A 26 GHz GaN-MMIC with integrated switches for discrete level supply modulation
Fig. 1: Photograph of the fabricated MMIC.
Fig.2: Simplified schematic of the three-stage integrated MMIC with a 2-level class-G integrated voltage switch for the 2nd stage and a 3-level class-G integrated voltage switch for the final stage.
Fig.3: Gain and PAE versus output power at 26.4 GHz for combinations of 3 different supply voltages at IDQ1 and IDQ2 = 50 mA and IDQ3 at 100 mA.
In recent years, the focus of FBH’s RF Power Lab has been to transfer the knowledge and methods for efficiency enhancement implemented in discrete RF power GaN technology to integrated MMIC solutions for higher frequency applications.
A first approach with an integrated voltage supply switch on the PA chip was presented in [1]. Inspired by that concept, a 3-stage PA with a 2-level voltage supply for the second PA stage and a 3-level voltage supply for the final PA stage have been integrated on the same chip in novel design [2]. The topology with supply modulation of both the second stage and the final stage allows more flexibility in the performance optimization for alternative signals and frequencies.
The MMIC which is shown in Fig. 1 was fabricated using coplanar waveguide (CPW) technology in the 150 nm GaN-process at FBH with an integrated planar GaN-diode option. The 3-stage PA is scaled in the proportions 2:3:6 with an 8 x 50 mm transistor in the 1st stage, a 12 x 50 mm transistor in the 2nd stage and two combined 12 x 50 µm transistors with inter-transistor odd-mode stabilization in the 3rd stage. A simplified schematic of the MMIC topology is shown in Fig. 2.
The small-signal S-parameters show a 3-dB bandwidth from 24.4 to 28 GHz with input matching in the 5-10 dB range. The amplifier is unconditionally stable for the whole expected supply voltage range from 8 to 26 V. From sample measurements three fixed suitable supply voltages were selected, 14 V, 20 V, and 26 V. Hence, the 1st stage would run at 14 V the 2nd at either 14 V or 20 V and the 3rd at either 14 V, 20 V or 26 V. Each voltage supplied through its respective modulator path with its losses. The results can be seen in Fig. 3 with fixed 24-V supply for all stages as reference. As expected the linear gain varies a lot with supply voltage level and the output power is totally dominated by the 3rd stage supply. A maximum 5.5 %-points PAE improvement is found at about 5 dB back-off compared to the fixed voltage case.

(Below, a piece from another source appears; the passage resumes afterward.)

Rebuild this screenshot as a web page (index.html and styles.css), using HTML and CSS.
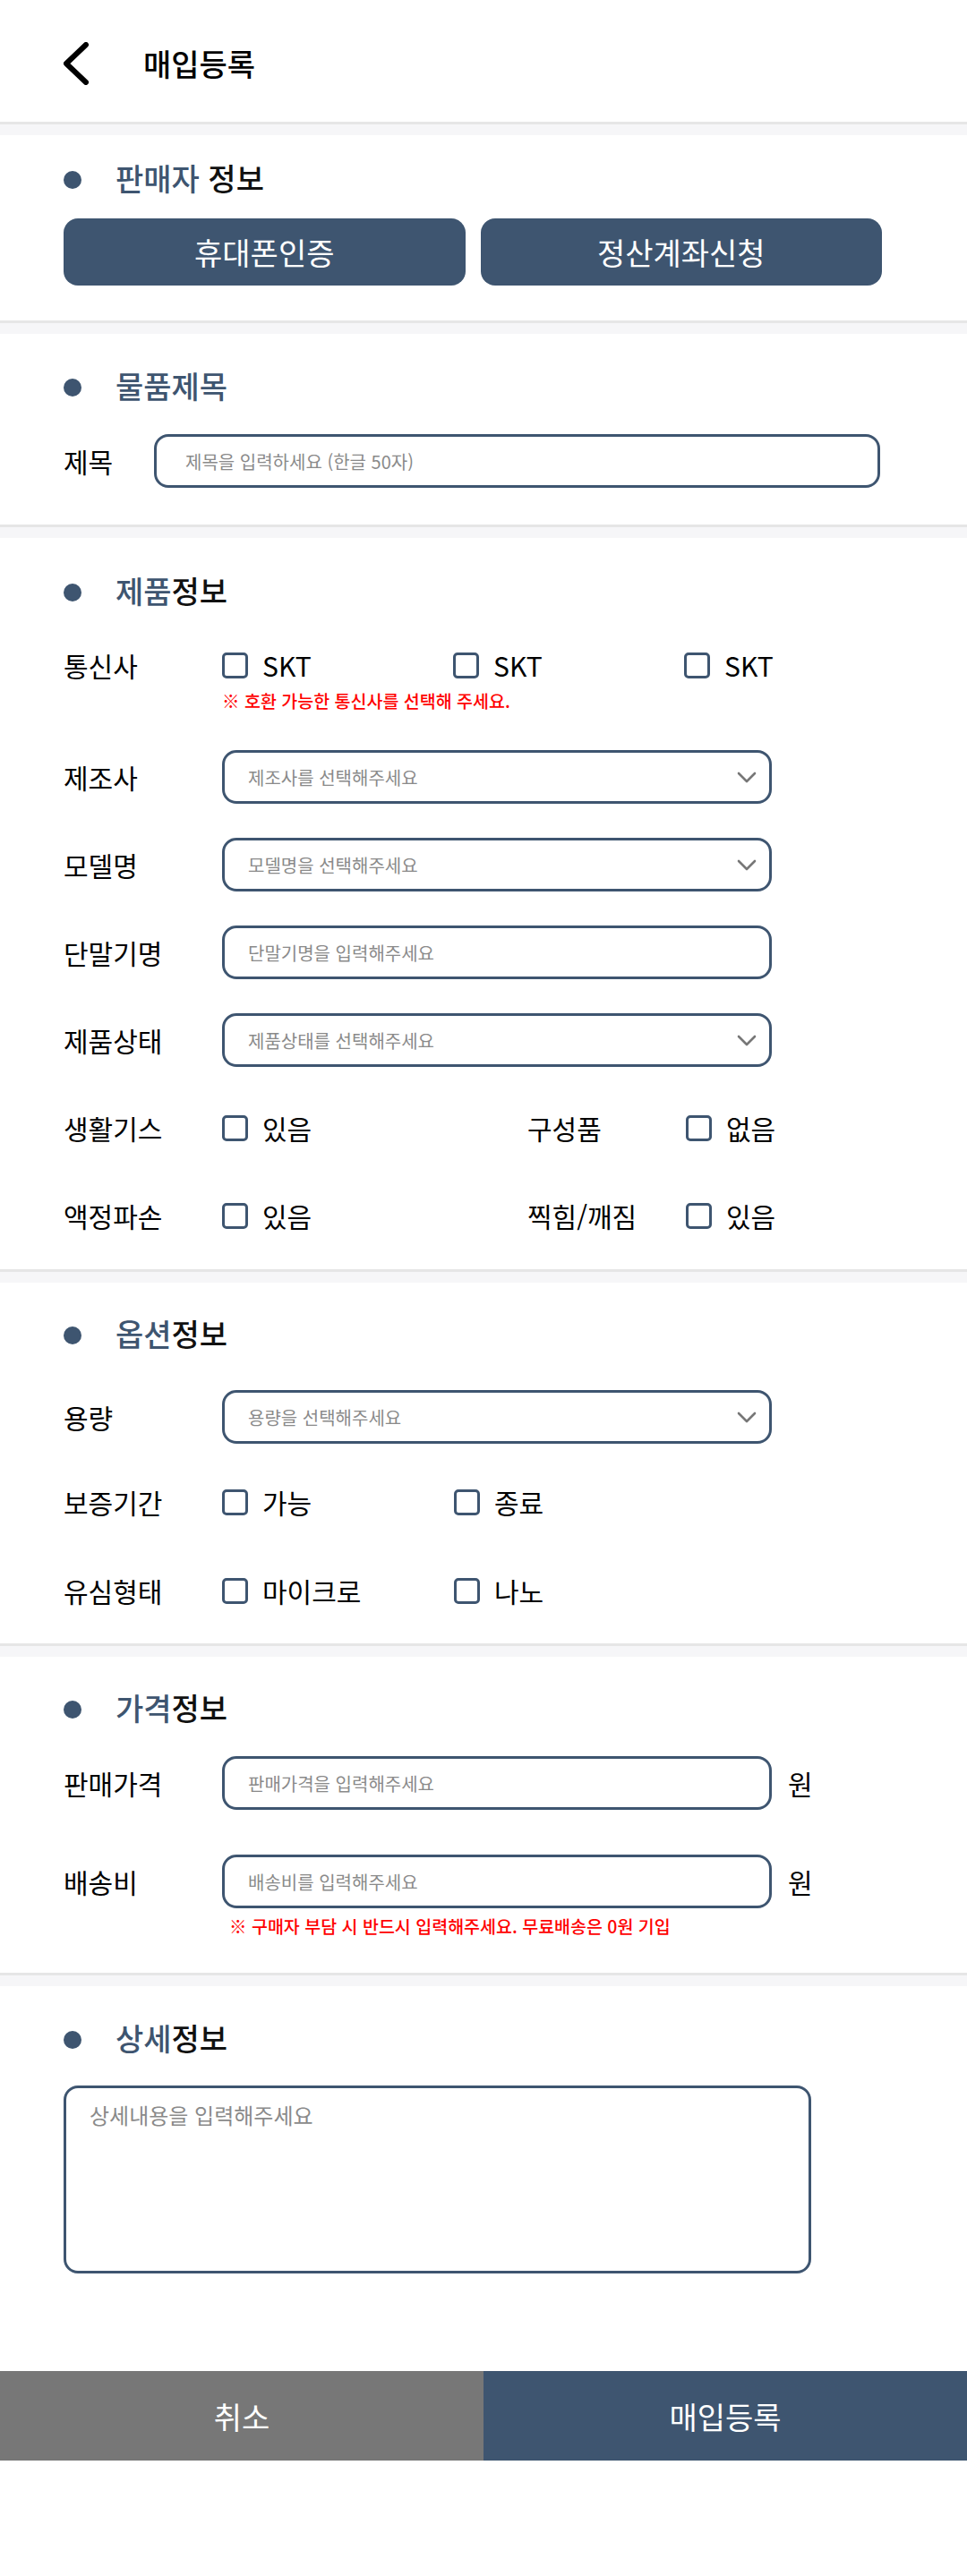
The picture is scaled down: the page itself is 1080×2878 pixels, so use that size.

The static influence of the switching stages was measured separately as the transfer characteristic of each PA stage. The diodes have considerable forward voltage drop of more than 1.5 V in the relevant current range. This is detrimental for the performance of the low- and middle-voltage stages. The effect on PAE was de-embedded for the peak PAE 14 V/14 V/20 V combination in Fig. 3. The dashed green line shows that the static losses of the switches cause 1.5 %-points PAE reduction.
The coming year will show the first dynamic results of discrete level supply modulation implemented for very high instantaneous modulation bandwidths in mm-Wave amplifiers. These achievements will outline the role for high efficiency GaN in future 5G telecom and space applications. The presented MMIC have highlighted the potential of mm-wave class-G solutions.
Publications
[1] O. Bengtsson, N. Wolff, S. Preis, F. Schnieder, S. Chevtchenko, W. Heinrich "GaN-HEMT MMIC with integrated Class-G Switching Stage for Discrete Level Supply Modulation for 20 GHz Space Applications", 2018 IEEE MTT-S Latin America Microwave Conference (LAMC 2018), 2018, pp. 1-3, doi: 10.1109/LAMC.2018.8699052.
[2] O. Bengtsson, S. Paul, C. Schulze, S. Chevtchenko, W. Heinrich "A 26 GHz GaN-MMIC with Integrated Switches for Discrete Level Supply Modulation", 2021 IEEE/MTT-S International Microwave Symposium (IMS), 2021, pp. 527-530.